[Items listed in a dataset]

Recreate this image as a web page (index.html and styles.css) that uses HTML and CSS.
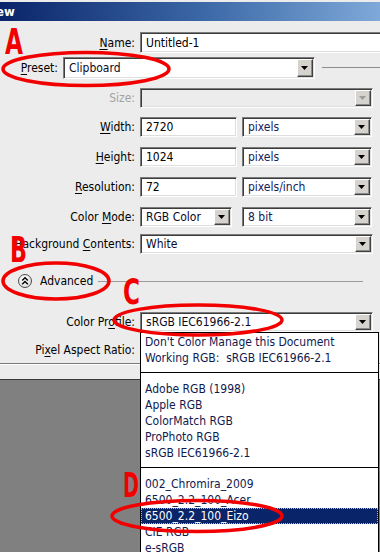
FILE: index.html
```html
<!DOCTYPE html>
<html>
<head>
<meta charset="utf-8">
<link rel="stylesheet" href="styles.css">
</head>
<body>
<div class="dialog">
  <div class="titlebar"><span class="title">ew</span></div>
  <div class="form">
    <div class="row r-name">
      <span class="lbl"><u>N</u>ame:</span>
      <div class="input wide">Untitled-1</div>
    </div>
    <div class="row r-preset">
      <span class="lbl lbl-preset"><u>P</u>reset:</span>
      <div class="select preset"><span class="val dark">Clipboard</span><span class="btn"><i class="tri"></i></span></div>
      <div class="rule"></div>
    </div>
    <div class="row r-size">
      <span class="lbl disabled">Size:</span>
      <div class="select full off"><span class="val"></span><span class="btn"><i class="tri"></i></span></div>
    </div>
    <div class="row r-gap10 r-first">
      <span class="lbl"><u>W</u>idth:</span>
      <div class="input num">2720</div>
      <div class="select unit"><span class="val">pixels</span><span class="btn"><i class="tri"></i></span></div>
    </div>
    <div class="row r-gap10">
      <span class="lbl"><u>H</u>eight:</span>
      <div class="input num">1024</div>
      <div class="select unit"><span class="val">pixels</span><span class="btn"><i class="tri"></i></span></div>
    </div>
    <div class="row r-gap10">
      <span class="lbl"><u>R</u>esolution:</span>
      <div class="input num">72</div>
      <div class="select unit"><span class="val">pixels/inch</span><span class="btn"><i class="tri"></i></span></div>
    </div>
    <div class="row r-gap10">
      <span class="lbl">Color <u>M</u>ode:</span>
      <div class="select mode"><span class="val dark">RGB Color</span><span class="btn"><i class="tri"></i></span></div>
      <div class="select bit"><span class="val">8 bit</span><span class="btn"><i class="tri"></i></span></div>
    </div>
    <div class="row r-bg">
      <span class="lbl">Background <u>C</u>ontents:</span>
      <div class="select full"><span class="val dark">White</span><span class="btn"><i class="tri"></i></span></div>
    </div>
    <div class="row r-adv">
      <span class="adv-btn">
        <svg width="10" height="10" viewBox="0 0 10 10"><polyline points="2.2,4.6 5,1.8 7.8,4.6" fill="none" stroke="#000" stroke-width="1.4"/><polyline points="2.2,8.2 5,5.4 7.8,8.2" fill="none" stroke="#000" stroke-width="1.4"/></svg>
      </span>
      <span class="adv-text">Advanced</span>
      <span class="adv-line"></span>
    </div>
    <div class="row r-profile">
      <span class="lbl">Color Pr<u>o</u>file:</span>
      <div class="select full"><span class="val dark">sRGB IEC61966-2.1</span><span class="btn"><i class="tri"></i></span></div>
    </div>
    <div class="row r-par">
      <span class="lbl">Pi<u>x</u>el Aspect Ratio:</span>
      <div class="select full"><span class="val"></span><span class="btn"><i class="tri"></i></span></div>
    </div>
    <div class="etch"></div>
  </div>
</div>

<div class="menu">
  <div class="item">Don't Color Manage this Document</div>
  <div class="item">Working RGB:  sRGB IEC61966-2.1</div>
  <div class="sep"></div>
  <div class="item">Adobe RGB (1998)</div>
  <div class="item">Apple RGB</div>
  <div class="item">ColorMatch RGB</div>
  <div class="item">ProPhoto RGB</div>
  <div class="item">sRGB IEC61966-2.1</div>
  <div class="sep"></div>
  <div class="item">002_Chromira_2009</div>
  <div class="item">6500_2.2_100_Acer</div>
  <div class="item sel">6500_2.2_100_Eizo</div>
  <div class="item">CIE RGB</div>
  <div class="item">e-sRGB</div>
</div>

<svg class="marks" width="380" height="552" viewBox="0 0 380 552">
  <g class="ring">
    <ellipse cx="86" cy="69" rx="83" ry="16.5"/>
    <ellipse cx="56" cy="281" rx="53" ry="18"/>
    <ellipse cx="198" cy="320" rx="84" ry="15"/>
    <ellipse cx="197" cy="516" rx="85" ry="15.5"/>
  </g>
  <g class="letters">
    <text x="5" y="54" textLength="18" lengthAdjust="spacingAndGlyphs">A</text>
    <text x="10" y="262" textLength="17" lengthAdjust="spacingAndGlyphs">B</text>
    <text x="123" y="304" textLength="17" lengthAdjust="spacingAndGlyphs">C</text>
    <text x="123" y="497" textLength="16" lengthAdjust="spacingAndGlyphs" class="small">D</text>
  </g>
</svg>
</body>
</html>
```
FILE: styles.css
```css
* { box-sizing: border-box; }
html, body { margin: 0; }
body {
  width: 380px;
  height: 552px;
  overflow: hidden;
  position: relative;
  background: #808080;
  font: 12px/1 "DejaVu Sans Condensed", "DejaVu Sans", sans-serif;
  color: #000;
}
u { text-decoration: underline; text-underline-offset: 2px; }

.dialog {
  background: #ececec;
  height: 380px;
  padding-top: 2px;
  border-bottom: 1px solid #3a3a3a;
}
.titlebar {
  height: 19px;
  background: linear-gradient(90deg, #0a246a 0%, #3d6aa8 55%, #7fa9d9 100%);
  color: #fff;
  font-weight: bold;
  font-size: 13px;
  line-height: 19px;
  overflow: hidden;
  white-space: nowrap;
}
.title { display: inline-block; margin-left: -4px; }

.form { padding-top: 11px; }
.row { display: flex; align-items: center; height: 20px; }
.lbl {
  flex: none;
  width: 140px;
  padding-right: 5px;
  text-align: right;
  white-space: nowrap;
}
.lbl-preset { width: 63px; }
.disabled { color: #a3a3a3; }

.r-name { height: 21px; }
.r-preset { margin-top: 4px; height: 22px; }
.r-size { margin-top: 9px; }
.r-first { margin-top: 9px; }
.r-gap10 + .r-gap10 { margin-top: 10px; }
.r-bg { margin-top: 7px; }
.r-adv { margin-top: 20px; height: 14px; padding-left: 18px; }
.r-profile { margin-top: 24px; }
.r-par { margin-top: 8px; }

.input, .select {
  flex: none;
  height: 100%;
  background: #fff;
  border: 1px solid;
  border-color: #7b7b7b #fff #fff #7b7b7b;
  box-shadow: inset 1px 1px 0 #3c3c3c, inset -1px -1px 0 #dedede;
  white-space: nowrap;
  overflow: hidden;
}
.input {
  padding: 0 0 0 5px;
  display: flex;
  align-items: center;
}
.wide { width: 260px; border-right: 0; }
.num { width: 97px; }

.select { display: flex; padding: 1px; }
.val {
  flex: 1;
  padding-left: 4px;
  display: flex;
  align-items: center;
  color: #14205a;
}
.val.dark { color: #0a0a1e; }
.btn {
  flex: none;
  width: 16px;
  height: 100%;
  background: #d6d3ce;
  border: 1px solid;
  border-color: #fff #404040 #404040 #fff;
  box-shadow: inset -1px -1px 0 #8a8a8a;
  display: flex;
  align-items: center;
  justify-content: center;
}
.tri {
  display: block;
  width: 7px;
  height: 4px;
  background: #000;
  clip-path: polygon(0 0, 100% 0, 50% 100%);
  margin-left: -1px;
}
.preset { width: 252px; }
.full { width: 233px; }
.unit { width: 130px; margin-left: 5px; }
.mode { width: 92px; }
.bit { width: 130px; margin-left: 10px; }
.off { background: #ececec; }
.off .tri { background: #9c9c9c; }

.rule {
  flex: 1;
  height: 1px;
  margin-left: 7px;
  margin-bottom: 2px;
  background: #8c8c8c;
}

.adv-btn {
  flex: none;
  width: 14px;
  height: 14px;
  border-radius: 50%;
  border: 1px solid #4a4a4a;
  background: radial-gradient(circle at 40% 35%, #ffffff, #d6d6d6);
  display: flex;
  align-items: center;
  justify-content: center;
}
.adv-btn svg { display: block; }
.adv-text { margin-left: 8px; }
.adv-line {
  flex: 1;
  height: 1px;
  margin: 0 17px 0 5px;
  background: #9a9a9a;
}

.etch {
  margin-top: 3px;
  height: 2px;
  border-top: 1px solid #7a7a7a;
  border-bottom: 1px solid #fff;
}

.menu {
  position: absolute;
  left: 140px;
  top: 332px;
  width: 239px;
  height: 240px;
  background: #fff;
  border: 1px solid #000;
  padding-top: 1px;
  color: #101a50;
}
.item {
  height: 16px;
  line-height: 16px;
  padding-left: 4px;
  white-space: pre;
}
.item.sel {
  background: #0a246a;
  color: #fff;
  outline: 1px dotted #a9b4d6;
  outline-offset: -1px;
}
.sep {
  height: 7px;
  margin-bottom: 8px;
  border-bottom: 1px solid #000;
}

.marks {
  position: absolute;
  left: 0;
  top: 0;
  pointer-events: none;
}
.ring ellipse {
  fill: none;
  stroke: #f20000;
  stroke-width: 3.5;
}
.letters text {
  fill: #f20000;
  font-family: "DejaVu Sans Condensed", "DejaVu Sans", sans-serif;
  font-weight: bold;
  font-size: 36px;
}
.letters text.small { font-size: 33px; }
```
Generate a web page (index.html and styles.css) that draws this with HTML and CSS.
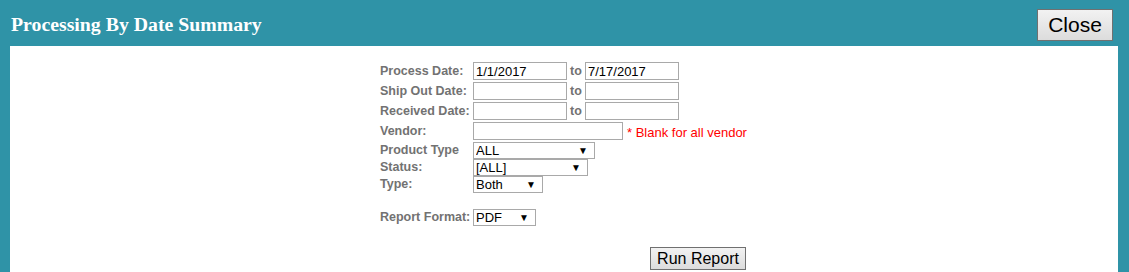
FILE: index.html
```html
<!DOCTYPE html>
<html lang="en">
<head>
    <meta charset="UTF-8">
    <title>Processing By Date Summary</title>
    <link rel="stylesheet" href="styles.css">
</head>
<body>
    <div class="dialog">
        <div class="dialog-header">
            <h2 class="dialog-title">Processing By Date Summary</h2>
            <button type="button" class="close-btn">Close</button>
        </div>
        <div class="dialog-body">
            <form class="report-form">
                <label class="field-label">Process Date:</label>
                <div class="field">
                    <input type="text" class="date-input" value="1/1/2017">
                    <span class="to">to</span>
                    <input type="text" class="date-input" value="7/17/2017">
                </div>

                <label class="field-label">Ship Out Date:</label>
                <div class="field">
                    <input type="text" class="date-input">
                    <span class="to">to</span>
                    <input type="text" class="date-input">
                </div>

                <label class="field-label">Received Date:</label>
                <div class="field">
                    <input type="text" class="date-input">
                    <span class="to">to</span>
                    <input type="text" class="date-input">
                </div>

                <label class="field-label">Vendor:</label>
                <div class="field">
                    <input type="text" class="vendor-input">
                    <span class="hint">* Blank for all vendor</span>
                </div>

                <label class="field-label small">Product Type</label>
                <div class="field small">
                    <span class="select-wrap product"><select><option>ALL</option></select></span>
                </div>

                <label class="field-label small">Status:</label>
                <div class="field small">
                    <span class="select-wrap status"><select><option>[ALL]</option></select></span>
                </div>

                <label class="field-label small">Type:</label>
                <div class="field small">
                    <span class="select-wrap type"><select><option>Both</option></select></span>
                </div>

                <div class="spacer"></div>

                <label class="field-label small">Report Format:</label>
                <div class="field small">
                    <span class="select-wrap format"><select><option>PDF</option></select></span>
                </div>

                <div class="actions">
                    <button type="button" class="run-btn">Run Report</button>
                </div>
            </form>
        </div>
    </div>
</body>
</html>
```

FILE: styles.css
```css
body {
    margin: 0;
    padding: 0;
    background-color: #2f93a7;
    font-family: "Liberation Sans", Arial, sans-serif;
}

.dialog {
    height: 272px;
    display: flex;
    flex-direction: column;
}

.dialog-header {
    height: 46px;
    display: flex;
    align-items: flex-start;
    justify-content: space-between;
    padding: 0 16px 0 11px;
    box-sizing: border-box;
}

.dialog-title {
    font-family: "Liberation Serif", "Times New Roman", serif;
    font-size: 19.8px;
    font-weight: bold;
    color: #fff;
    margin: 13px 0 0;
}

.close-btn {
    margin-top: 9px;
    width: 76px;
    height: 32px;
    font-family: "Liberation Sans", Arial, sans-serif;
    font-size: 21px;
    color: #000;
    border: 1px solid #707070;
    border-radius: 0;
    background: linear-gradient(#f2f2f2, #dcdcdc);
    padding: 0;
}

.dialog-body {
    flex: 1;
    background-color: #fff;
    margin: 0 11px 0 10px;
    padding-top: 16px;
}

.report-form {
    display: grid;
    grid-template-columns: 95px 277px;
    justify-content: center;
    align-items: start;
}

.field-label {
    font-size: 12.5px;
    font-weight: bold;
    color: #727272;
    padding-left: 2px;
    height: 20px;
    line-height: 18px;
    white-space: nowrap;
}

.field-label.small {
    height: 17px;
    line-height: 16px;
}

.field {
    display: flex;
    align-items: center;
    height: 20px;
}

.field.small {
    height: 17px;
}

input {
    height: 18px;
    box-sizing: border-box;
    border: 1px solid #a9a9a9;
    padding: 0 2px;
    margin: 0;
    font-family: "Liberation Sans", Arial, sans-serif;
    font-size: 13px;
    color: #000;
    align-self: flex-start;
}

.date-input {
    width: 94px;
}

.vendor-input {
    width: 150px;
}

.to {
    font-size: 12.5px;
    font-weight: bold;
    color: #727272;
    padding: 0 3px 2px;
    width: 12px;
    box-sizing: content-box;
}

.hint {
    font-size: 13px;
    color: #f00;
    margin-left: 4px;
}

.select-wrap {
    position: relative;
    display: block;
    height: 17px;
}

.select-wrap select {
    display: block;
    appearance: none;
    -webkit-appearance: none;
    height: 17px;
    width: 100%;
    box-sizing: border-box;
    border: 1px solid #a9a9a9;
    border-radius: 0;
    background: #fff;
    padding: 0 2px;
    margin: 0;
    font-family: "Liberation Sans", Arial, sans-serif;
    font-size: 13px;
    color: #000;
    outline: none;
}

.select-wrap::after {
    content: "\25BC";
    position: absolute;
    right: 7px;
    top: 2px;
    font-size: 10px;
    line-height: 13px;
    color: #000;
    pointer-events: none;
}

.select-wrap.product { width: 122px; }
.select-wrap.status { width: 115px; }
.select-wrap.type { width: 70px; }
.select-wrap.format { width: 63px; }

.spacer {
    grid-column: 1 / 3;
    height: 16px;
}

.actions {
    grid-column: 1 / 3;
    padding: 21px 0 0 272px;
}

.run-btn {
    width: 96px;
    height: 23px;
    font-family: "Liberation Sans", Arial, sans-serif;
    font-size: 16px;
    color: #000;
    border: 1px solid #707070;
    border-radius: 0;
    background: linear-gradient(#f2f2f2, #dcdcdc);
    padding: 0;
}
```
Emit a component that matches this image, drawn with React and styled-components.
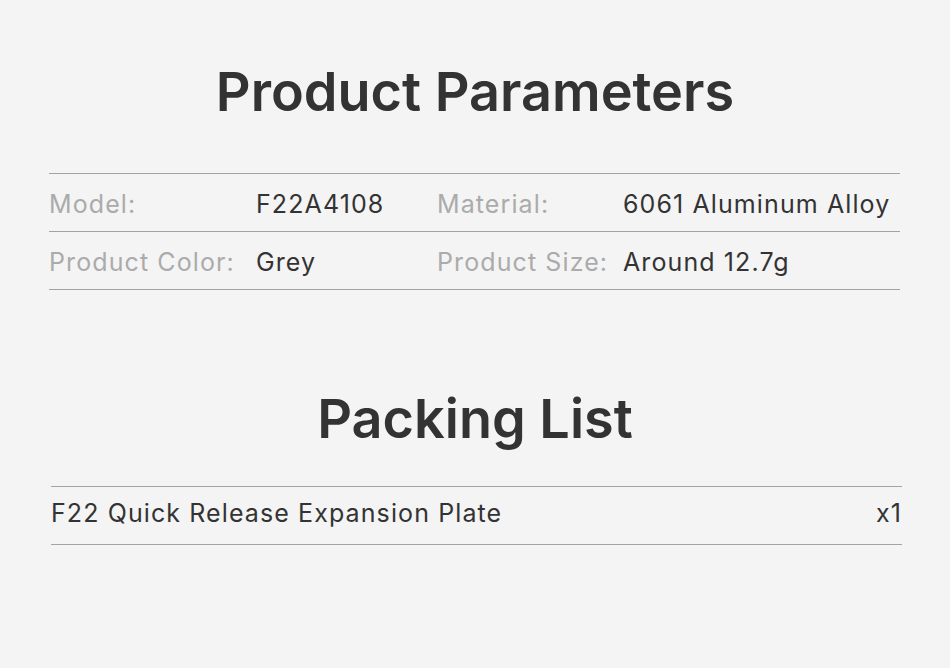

● Given exercise
Gather all lines with the string "this" from the data.

● The result
Recreate this image as a web page (index.html and styles.css) that uses HTML and CSS.
  <div class="item">Don't Color Manage this Document</div>
Generate a web page (index.html and styles.css) that draws this with HTML and CSS.
Emit a component that matches this image, drawn with React and styled-components.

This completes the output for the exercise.